AIM
Pull every "index" line out of the data below.

======

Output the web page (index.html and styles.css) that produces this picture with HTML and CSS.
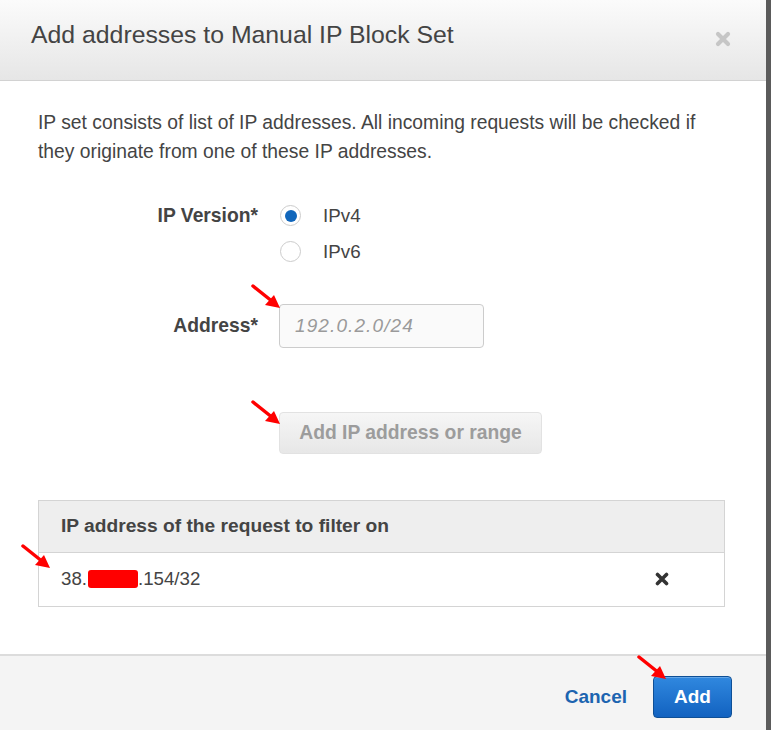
FILE: index.html
```html
<!DOCTYPE html>
<html>
<head>
<meta charset="utf-8">
<link rel="stylesheet" href="styles.css">
</head>
<body>
<div class="dialog">
  <div class="header">
    <h1 class="title">Add addresses to Manual IP Block Set</h1>
    <svg class="close" width="16" height="16" viewBox="0 0 16 16"><path d="M3 3 L13 13 M13 3 L3 13" stroke="#c6c6c6" stroke-width="4.2" stroke-linecap="round"/></svg>
  </div>
  <div class="content">
    <p class="intro">IP set consists of list of IP addresses. All incoming requests will be checked if they originate from one of these IP addresses.</p>
    <div class="form">
      <div class="label version-label">IP Version*</div>
      <div class="radios">
        <label class="radio-row"><span class="radio checked"></span><span>IPv4</span></label>
        <label class="radio-row"><span class="radio"></span><span>IPv6</span></label>
      </div>
      <div class="label address-label">Address*</div>
      <div class="input">192.0.2.0/24</div>
      <div></div>
      <div class="add-range">Add IP address or range</div>
    </div>
    <div class="table">
      <div class="thead">IP address of the request to filter on</div>
      <div class="trow">
        <span class="ip">38.<span class="redact"></span>.154/32</span>
        <svg class="remove" width="14" height="14" viewBox="0 0 14 14"><path d="M2.5 2.5 L11.5 11.5 M11.5 2.5 L2.5 11.5" stroke="#333" stroke-width="3.6" stroke-linecap="round"/></svg>
      </div>
    </div>
  </div>
  <div class="footer">
    <span class="cancel">Cancel</span>
    <span class="add">Add</span>
  </div>
</div>

<svg class="arrow a1" width="40" height="36" viewBox="0 0 40 36"><path d="M2 2 L22 18" stroke="#f00" stroke-width="3.5" stroke-linecap="round"/><path d="M29 24 L14 21 L23 11 Z" fill="#f00"/></svg>
<svg class="arrow a2" width="40" height="36" viewBox="0 0 40 36"><path d="M2 2 L22 18" stroke="#f00" stroke-width="3.5" stroke-linecap="round"/><path d="M29 24 L14 21 L23 11 Z" fill="#f00"/></svg>
<svg class="arrow a3" width="40" height="36" viewBox="0 0 40 36"><path d="M2 2 L22 18" stroke="#f00" stroke-width="3.5" stroke-linecap="round"/><path d="M29 24 L14 21 L23 11 Z" fill="#f00"/></svg>
<svg class="arrow a4" width="40" height="36" viewBox="0 0 40 36"><path d="M2 2 L22 18" stroke="#f00" stroke-width="3.5" stroke-linecap="round"/><path d="M29 24 L14 21 L23 11 Z" fill="#f00"/></svg>
</body>
</html>
```
FILE: styles.css
```css
* { box-sizing: border-box; }
html, body { margin: 0; padding: 0; }
body {
  background: #5b5b5b;
  font-family: "Liberation Sans", Arial, sans-serif;
  color: #444;
  width: 771px;
  height: 730px;
  overflow: hidden;
  position: relative;
}
.dialog {
  width: 766px;
  height: 730px;
  background: #fff;
  display: flex;
  flex-direction: column;
}
.header {
  height: 81px;
  flex: none;
  background: linear-gradient(#fbfbfb, #e6e6e6);
  border-bottom: 1px solid #d2d2d2;
  display: flex;
  align-items: center;
  justify-content: space-between;
  padding: 0 35px 10px 31px;
}
.title {
  margin: 0;
  font-weight: normal;
  font-size: 24.8px;
  color: #444;
}
.close { margin-top: 8px; }
.content {
  flex: 1;
  padding: 27px 41px 0 38px;
}
.intro {
  margin: 0;
  font-size: 19.3px;
  line-height: 29px;
  color: #444;
}
.form {
  display: grid;
  grid-template-columns: 220px auto;
  column-gap: 21px;
  justify-content: start;
  margin-top: 39px;
}
.label {
  text-align: right;
  font-weight: bold;
  font-size: 19.3px;
  color: #444;
}
.version-label { padding-top: 0; }
.radios { display: flex; flex-direction: column; gap: 15px; }
.radio-row {
  display: flex;
  align-items: center;
  gap: 22px;
  font-size: 18.8px;
  color: #444;
  height: 21px;
}
.radio {
  width: 21px;
  height: 21px;
  border-radius: 50%;
  border: 1px solid #ccc;
  background: #fff;
  display: flex;
  align-items: center;
  justify-content: center;
  margin-left: 1px;
}
.radio.checked::after {
  content: "";
  width: 12px;
  height: 12px;
  border-radius: 50%;
  background: #1166bb;
}
.address-label { align-self: center; margin-top: 42px; }
.input {
  margin-top: 42px;
  width: 205px;
  height: 44px;
  border: 1px solid #ccc;
  border-radius: 4px;
  background: #fafafa;
  font-style: italic;
  color: #9a9a9a;
  font-size: 19px;
  letter-spacing: 1.1px;
  line-height: 42px;
  padding-left: 15px;
}
.add-range {
  margin-top: 64px;
  width: 263px;
  height: 42px;
  border: 1px solid #e2e2e2;
  border-radius: 4px;
  background: linear-gradient(#f6f6f6, #e7e7e7);
  color: #9c9c9c;
  font-weight: bold;
  font-size: 19.3px;
  line-height: 40px;
  text-align: center;
}
.table {
  margin-top: 46px;
  border: 1px solid #d4d4d4;
}
.thead {
  height: 52px;
  background: #eeeeee;
  border-bottom: 1px solid #d4d4d4;
  font-weight: bold;
  font-size: 19.2px;
  line-height: 50px;
  padding-left: 22px;
  color: #444;
}
.trow {
  height: 53px;
  display: flex;
  align-items: center;
  justify-content: space-between;
  padding: 0 55px 2px 22px;
  font-size: 18.7px;
}
.ip { display: flex; align-items: center; }
.redact {
  display: inline-block;
  width: 50px;
  height: 18px;
  background: #ff0000;
  border-radius: 3px;
  margin-left: 1px;
}
.footer {
  height: 76px;
  flex: none;
  background: #f4f4f4;
  border-top: 2px solid #dcdcdc;
  display: flex;
  align-items: center;
  justify-content: flex-end;
  padding: 7px 34px 0 0;
  gap: 26px;
}
.cancel {
  color: #1c64b0;
  font-weight: bold;
  font-size: 19px;
}
.add {
  width: 79px;
  height: 42px;
  border: 1px solid #0e4f96;
  border-radius: 4px;
  background: linear-gradient(#3088df, #1262c0);
  color: #fff;
  font-weight: bold;
  font-size: 19px;
  line-height: 40px;
  text-align: center;
  box-shadow: inset 0 1px 0 rgba(255,255,255,0.25);
}
.arrow { position: absolute; }
.a1 { left: 251px; top: 284px; }
.a2 { left: 251px; top: 400px; }
.a3 { left: 21px; top: 544px; }
.a4 { left: 637px; top: 655px; }
```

======

SOLUTION FOR THIS EXERCISE
Output the web page (index.html and styles.css) that produces this picture with HTML and CSS.
FILE: index.html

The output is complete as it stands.